The point of that rather long sentence was that I haven’t had the time, energy, or mental capacity to do anything creative. (Painting my new kitchen does sort of count — but it was a labor, not a love.) On Monday night, I took a break from my endeavors and hied myself to Aaron’s house for Weekly Monday Night Consortium Time (WeeMoNiCT?).
Hanging out with my fellow creatives is always #goodtomysoul (as one might tweet), and Monday night was no exception. I arrived exhausted and left rejuvenated! This happened, in part, through a chat with my friend Becca J. Campbell, who doesn’t know that I’m writing this about her. 😉
Becca has a fantastic blog, Inspiration for Creation, which you really should check out if you haven’t read it yet.
Go ahead. I’ll wait.
Ah. There you are. See?! I told you she’s cramazing.
Creative Space: The Artist’s Frontier
So, Becca’s been writing this smashing series of posts on designing the space where you do your creative stuff. As I’ve thought about moving into my new home and arranging my own new creative space, I’ve leaned heavily on the things I’ve gleaned from Becca’s posts. So far, however, this is just an intellectual exercise, because I’ve still got too many boxes filling up the places I think I’ll be creative in.
Bad, bad boxes! The excitement of moving and the exhaustion of cleaning frenzy have left me drained. I want to be writing, but I can’t think straight long enough to write. I want to be painting, but my art-studio-to-be looks like a hoarder lives in it. I don’t know where my paints are, and I’ve lost track of my scribblebook.
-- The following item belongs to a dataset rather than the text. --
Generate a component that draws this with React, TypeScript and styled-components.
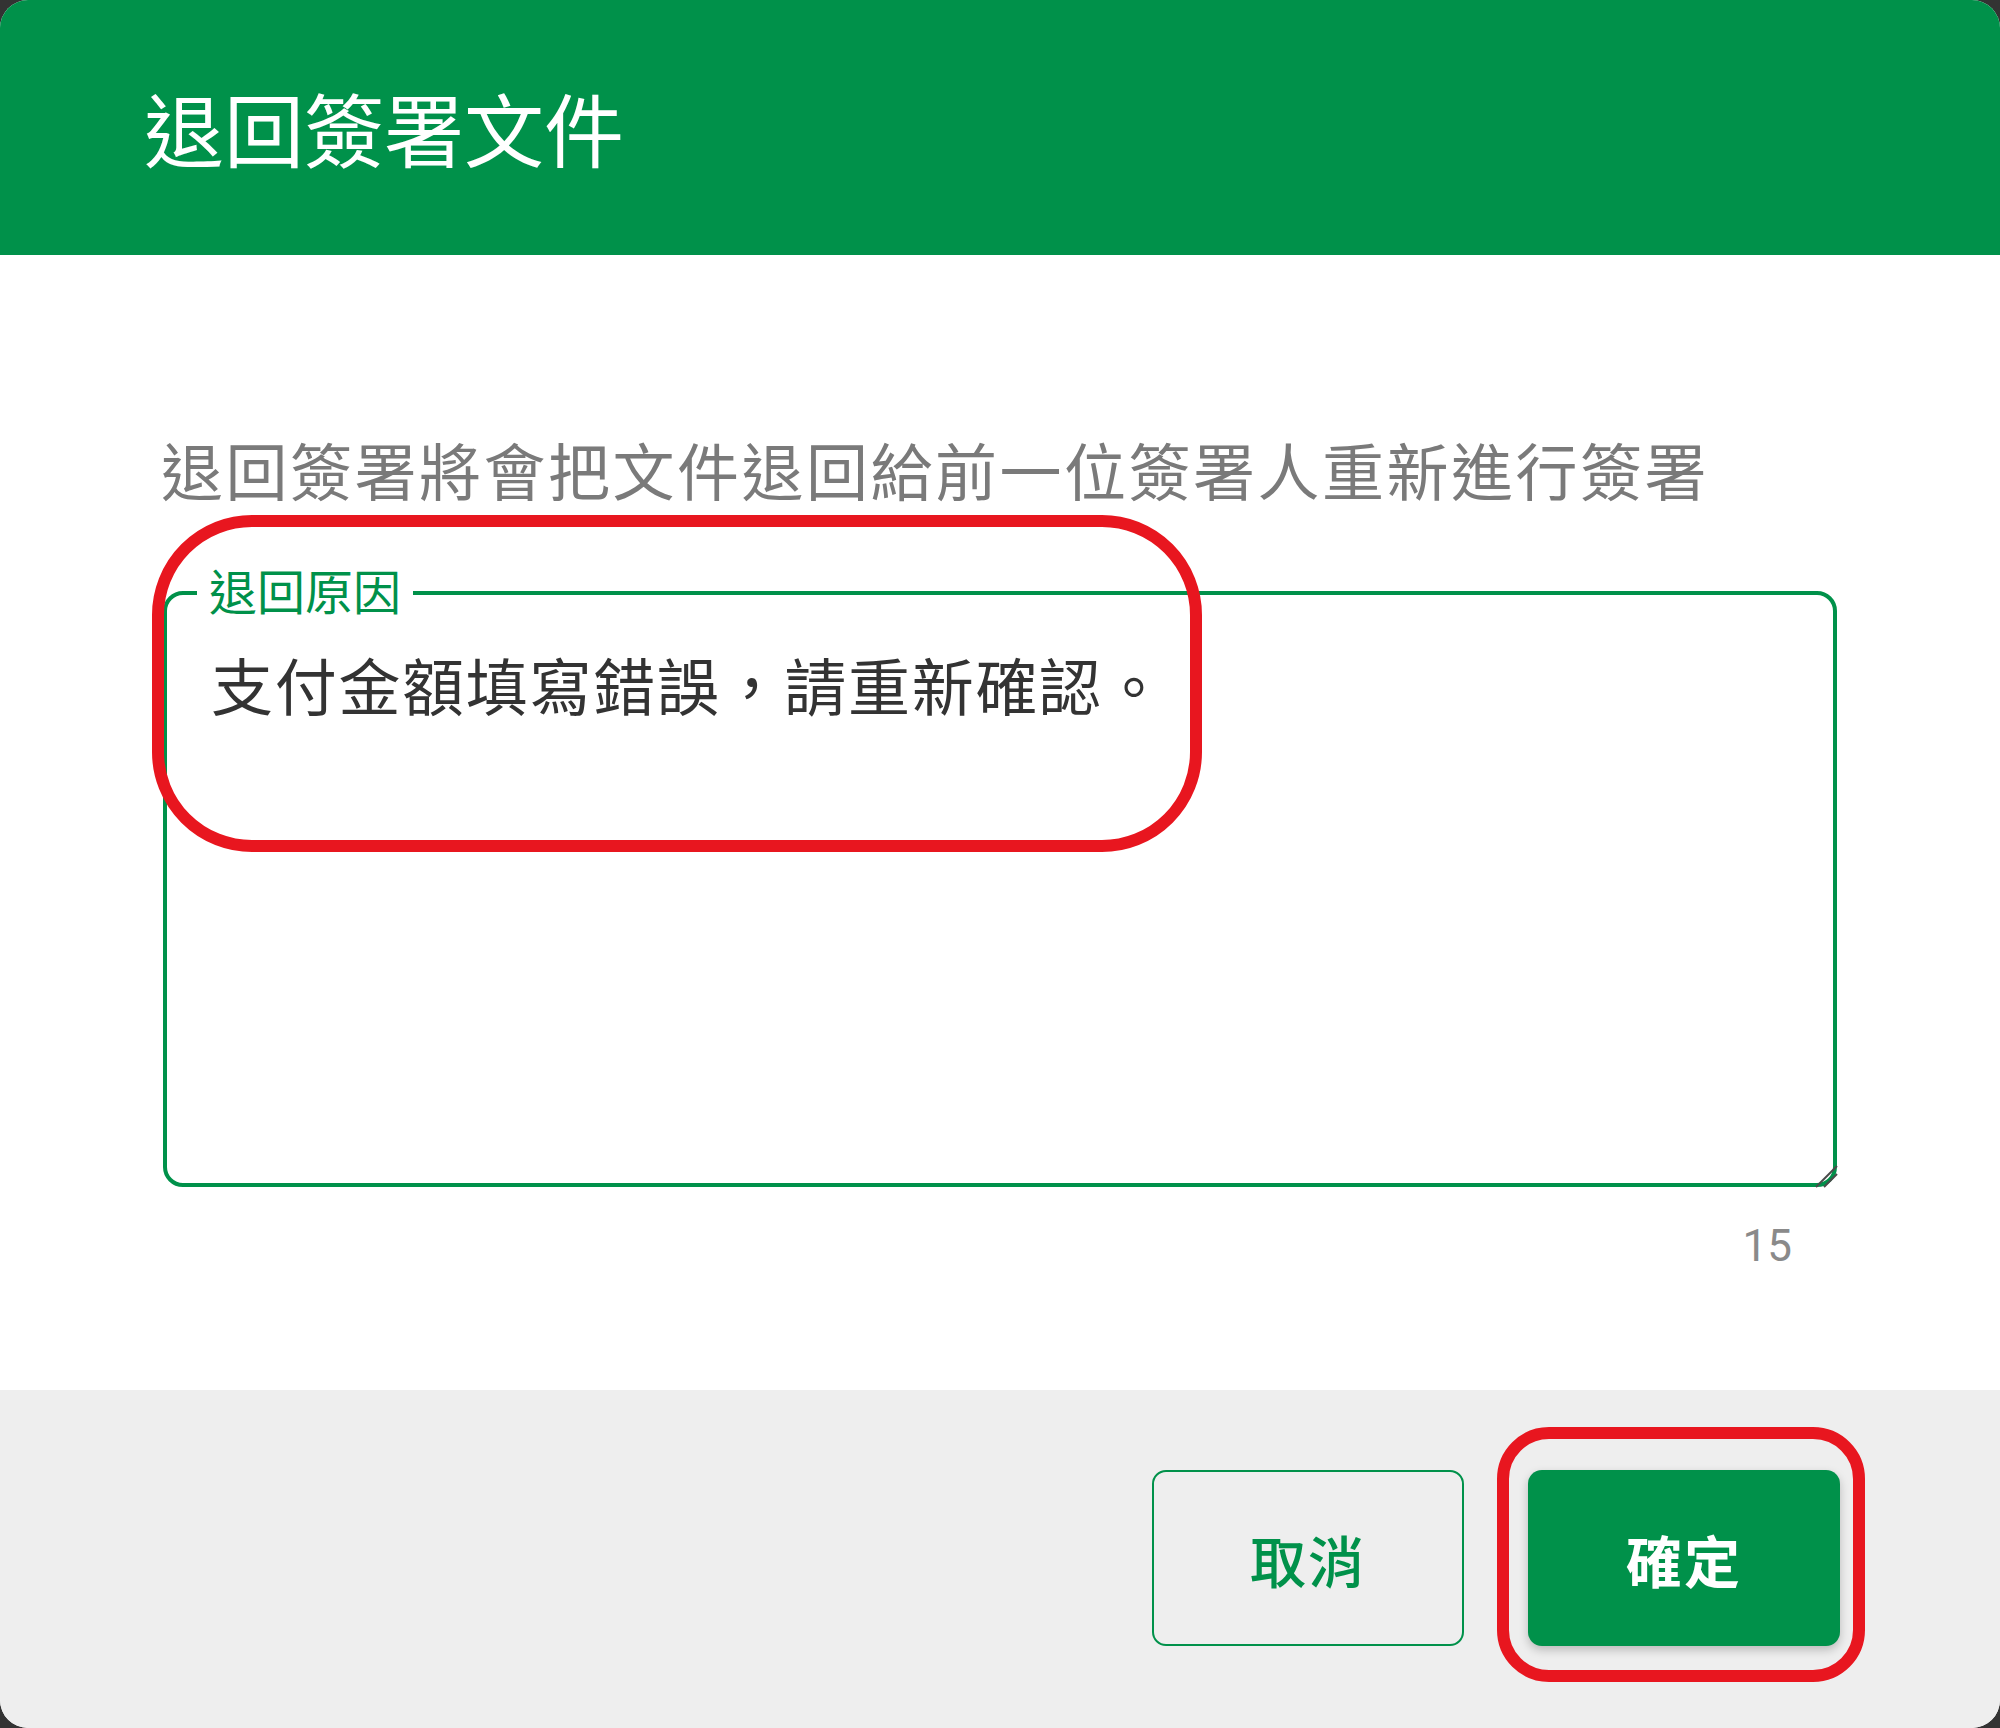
import { useState } from "react";
import styled, { createGlobalStyle } from "styled-components";

const GREEN = "#00914a";

const GlobalStyle = createGlobalStyle`
  html, body {
    margin: 0;
    padding: 0;
    background: #333333;
    font-family: "Noto Sans CJK TC", "Noto Sans", sans-serif;
  }
`;

export default function App() {
  const [reason, setReason] = useState("支付金額填寫錯誤，請重新確認。");

  return (
    <>
      <GlobalStyle />
      <Dialog>
        <Header>
          <Title>退回簽署文件</Title>
        </Header>
        <Body>
          <Description>退回簽署將會把文件退回給前一位簽署人重新進行簽署</Description>
          <Field>
            <FieldLabel>退回原因</FieldLabel>
            <ReasonInput
              value={reason}
              onChange={(e) => setReason(e.target.value)}
            />
            <Grip viewBox="0 0 28 28">
              <line x1="6" y1="27" x2="27" y2="6" />
              <line x1="14" y1="27" x2="27" y2="14" />
            </Grip>
          </Field>
          <Counter>{reason.length}</Counter>
        </Body>
        <Footer>
          <OutlineButton>取消</OutlineButton>
          <SolidButton>確定</SolidButton>
        </Footer>
        {/* red highlight marks drawn over the screenshot */}
        <Highlight $x={152} $y={515} $w={1050} $h={337} $r={100} />
        <Highlight $x={1497} $y={1427} $w={368} $h={255} $r={52} />
      </Dialog>
    </>
  );
}

const Dialog = styled.div`
  position: relative;
  width: 2000px;
  height: 1728px;
  border-radius: 28px;
  overflow: hidden;
  background: #ffffff;
  display: flex;
  flex-direction: column;
`;

const Header = styled.header`
  height: 255px;
  flex-shrink: 0;
  background: ${GREEN};
  display: flex;
  align-items: center;
  padding: 0 144px;
  box-sizing: border-box;
`;

const Title = styled.h1`
  margin: 0 0 4px;
  color: #ffffff;
  font-size: 80px;
  font-weight: 400;
  line-height: 1;
`;

const Body = styled.section`
  flex: 1;
  display: flex;
  flex-direction: column;
  padding: 0 163px;
`;

const Description = styled.p`
  margin: 177px 0 0 -2px;
  font-size: 62px;
  line-height: 74px;
  letter-spacing: 2.5px;
  color: #7a7a7a;
  white-space: nowrap;
`;

const Field = styled.div`
  position: relative;
  margin-top: 85px;
`;

const FieldLabel = styled.label`
  position: absolute;
  left: 34px;
  top: -31px;
  padding: 0 12px;
  background: #ffffff;
  color: ${GREEN};
  font-size: 48px;
  line-height: 58px;
`;

const ReasonInput = styled.textarea`
  display: block;
  width: 100%;
  height: 596px;
  box-sizing: border-box;
  border: 4px solid ${GREEN};
  border-radius: 20px;
  padding: 46px 44px;
  font-family: inherit;
  font-size: 62px;
  line-height: 87px;
  letter-spacing: 1.7px;
  color: #333333;
  outline: none;
  resize: none;
  background: #ffffff;
`;

const Grip = styled.svg`
  position: absolute;
  right: -1px;
  bottom: -1px;
  width: 28px;
  height: 28px;
  pointer-events: none;

  line {
    stroke: #4a4a4a;
    stroke-width: 2;
  }
`;

const Counter = styled.div`
  margin-top: 33px;
  padding-right: 45px;
  text-align: right;
  font-family: "Liberation Sans Narrow", Roboto, sans-serif;
  font-size: 44px;
  line-height: 53px;
  color: #8a8a8a;
`;

const Footer = styled.footer`
  height: 338px;
  flex-shrink: 0;
  background: #eeeeee;
  display: flex;
  align-items: center;
  justify-content: flex-end;
  gap: 64px;
  padding: 0 160px 2px 0;
  box-sizing: border-box;
`;

const BaseButton = styled.button`
  width: 312px;
  height: 176px;
  border-radius: 14px;
  font-family: inherit;
  font-size: 56px;
  font-weight: 500;
  letter-spacing: 2px;
  cursor: pointer;
  box-sizing: border-box;
`;

const OutlineButton = styled(BaseButton)`
  background: transparent;
  border: 2px solid ${GREEN};
  color: ${GREEN};
`;

const SolidButton = styled(BaseButton)`
  background: ${GREEN};
  border: none;
  color: #ffffff;
  font-weight: 700;
  box-shadow: 0 4px 10px rgba(0, 0, 0, 0.22);
`;

const Highlight = styled.div<{ $x: number; $y: number; $w: number; $h: number; $r: number }>`
  position: absolute;
  left: ${(p) => p.$x}px;
  top: ${(p) => p.$y}px;
  width: ${(p) => p.$w}px;
  height: ${(p) => p.$h}px;
  border: 12px solid #e8161f;
  border-radius: ${(p) => p.$r}px;
  box-sizing: border-box;
  pointer-events: none;
`;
You Bet I Want Cheese with My Whine
What happens to a creative when she’s not creating? She either wilts, or she gets restlessly itchy. When I arrived at Aaron’s on Monday night, Becca and I delved into this topic almost as soon as I arrived — because, you see, it turns out Becca’s in the same non-creating phase I’m in right now.
I’m getting restlessly itchy. I’d even go so far as to say I’m getting petulant.
Becca is wilting. She’s started down a spiral that leads to depression.
We’re both sick of where we are.
Becca, initiator that she is, decided to do something about it.
Spinning a Good Yarn
Soon after we started talking, Becca pulled out some craft supplies. We’d both watched Trish make these awesome, swirly pictures by gluing pieces of varicolored yarn to a flat, solid backing. I’ve wanted to try it.
Becca is doing it.
As we talked, she worked with her yarn and her glue — and by the end of the evening, she had a cool, funky yarn picture of three trees rising up out of grass.
Me, I had a finished blog post — but that didn’t feel terribly special. After all, I write 2-3 blog posts per week. Not that they’re perfect or I’m an expert, but it’s not like I haven’t done it before.
Becca did something she hadn’t done before. And just watching her inspired me.
Not that I’m ready to try my hand at the yarn thing. For one, I don’t know where my yarn is. Maybe it’s off having a little tête-à-tête with my scribblebook.
But I am ready to do something creative and new-to-me, or maybe just something creative that I haven’t done in a long time. Hmmm…I wonder how tough it would be to find my pencils and sketchbook in all this moving mess?
Anyway, I think a new-to-me project would tide me over until I can get down to noveling again. I don’t yet know what that project is — but, thanks to Becca, I’ve remembered that the petulance/depression of not-creating only has power over me if I allow it.
I need to write — but when I can’t write, there are other creative avenues open to me. I just have to choose to walk them.
And that’s WILAWriTWe!
What is your creative cure-of-choice?
When you can’t pursue your first creative love, do you feel such petulance/depression? Do you give in to it?
How do you fight it?
How do your fellow creatives inspire you?